Search

Wildfires Turn Sydney’s Surroundings Into an Inextinguishable Orange Furnace - The Wall Street Journal

SYDNEY—Australia’s biggest city has been shrouded in hazardous smoke for the past week, as wildfires burning across the country’s drought-stricken east coast are—in some cases—becoming too big to put out.

The fires are turning the daytime sky in Sydney orange and causing air quality to dip to levels more often seen in cities like Delhi and Beijing. Schools are keeping students inside during recess and canceling sports and other outdoor activities.

“I can’t see anything from my apartment except for smoke and haze,” said Sarah Armstrong, who normally has views over Botany Bay from her home about nine miles south of the Sydney center. Ash and burned leaves have turned up on her doorstep, blown from fires smoldering on the city’s fringe. “I’ve been keeping my doors and windows closed but you can still smell it at times inside. It’s bad.”

The smoke is so dense that it has tricked the government’s weather radar into thinking it’s rain. Satellite images show plumes of smoke stretching more than 1,200 miles away to New Zealand.

“The massive [New South Wales state] fires are in some cases just too big to put out at the moment,” the Australian Bureau of Meteorology said on its official Twitter account. The government agency is forecasting high temperatures and gusting winds in the coming days that will keep the fire danger elevated across the country.

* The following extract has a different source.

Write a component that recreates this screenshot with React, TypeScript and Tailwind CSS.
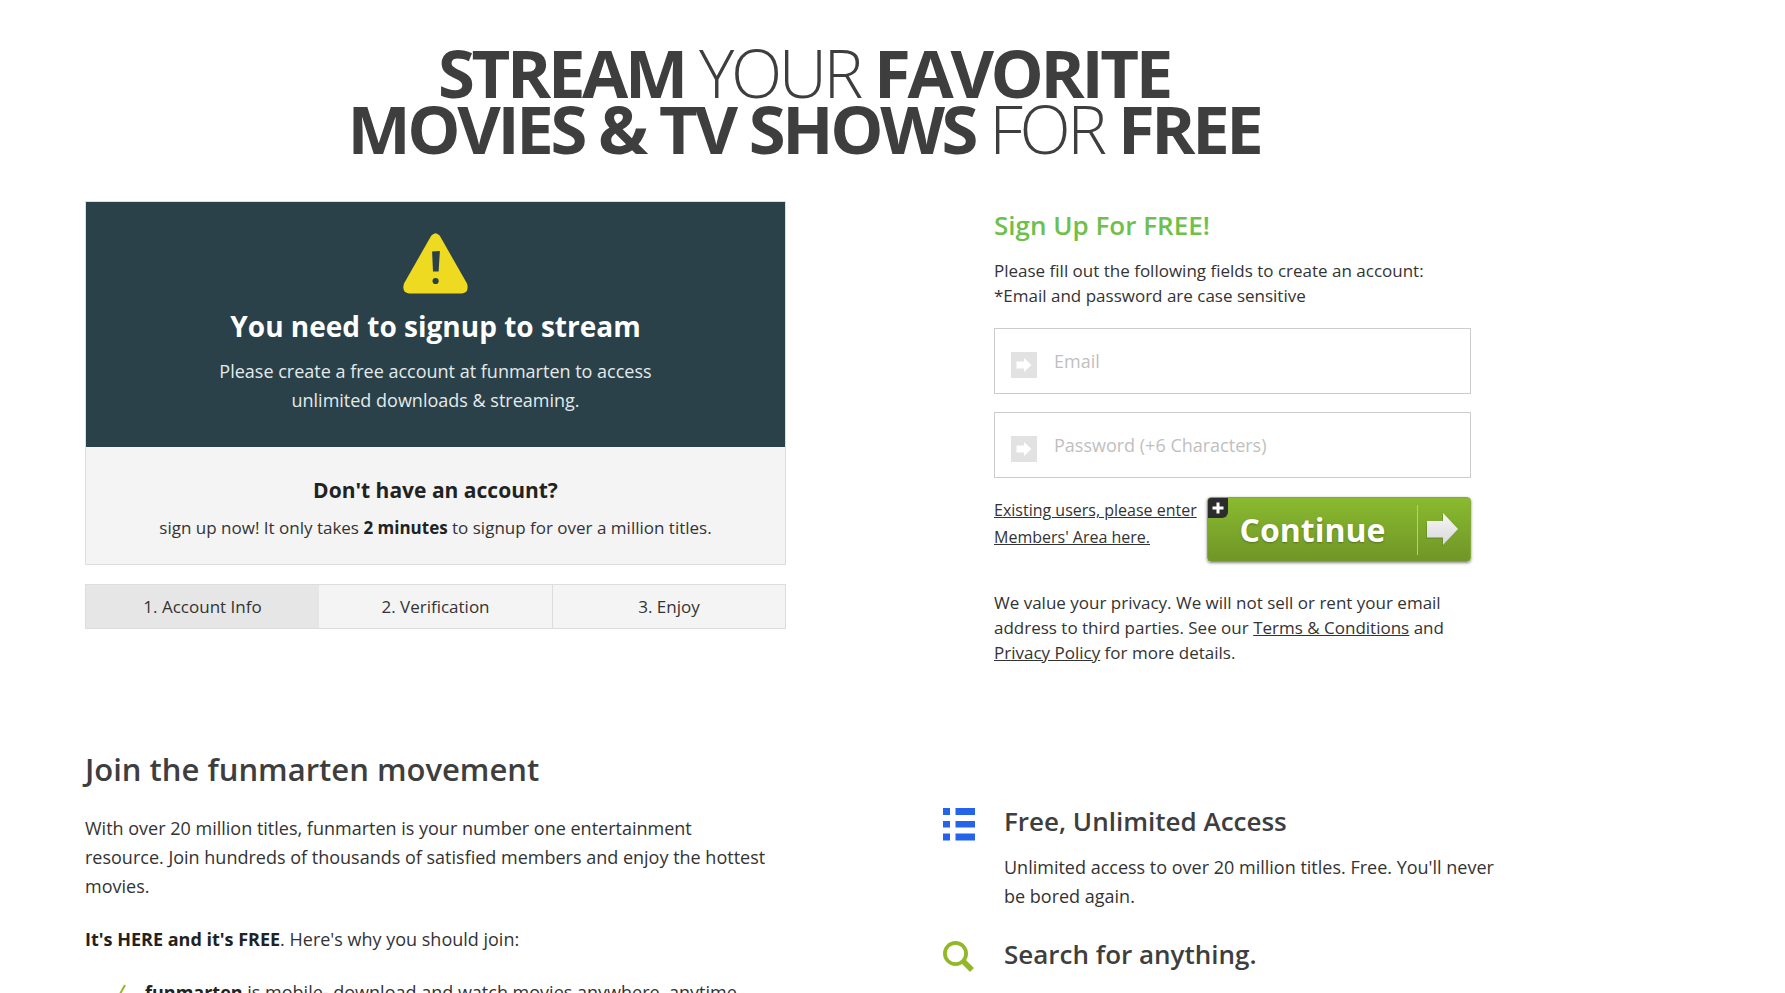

This year’s fires began much earlier and are burning more fiercely than usual across millions of acres of dried out forests, testing local fire authorities’ ability to bring them under control.

Wildfires have killed four people and destroyed more than 680 homes across eastern Australia since the start of November, months earlier than the usual summer bush fire season. Nearly 100 fires are blazing across New South Wales, Australia’s most populous state.

Firefighters protect a property as a fire approaches Mangrove Mountain in Australia’s New South Wales state on Friday. Photo: dan himbrechts/Shutterstock

Officials are particularly concerned about a number of fires around Sydney, the state capital where about five million people live.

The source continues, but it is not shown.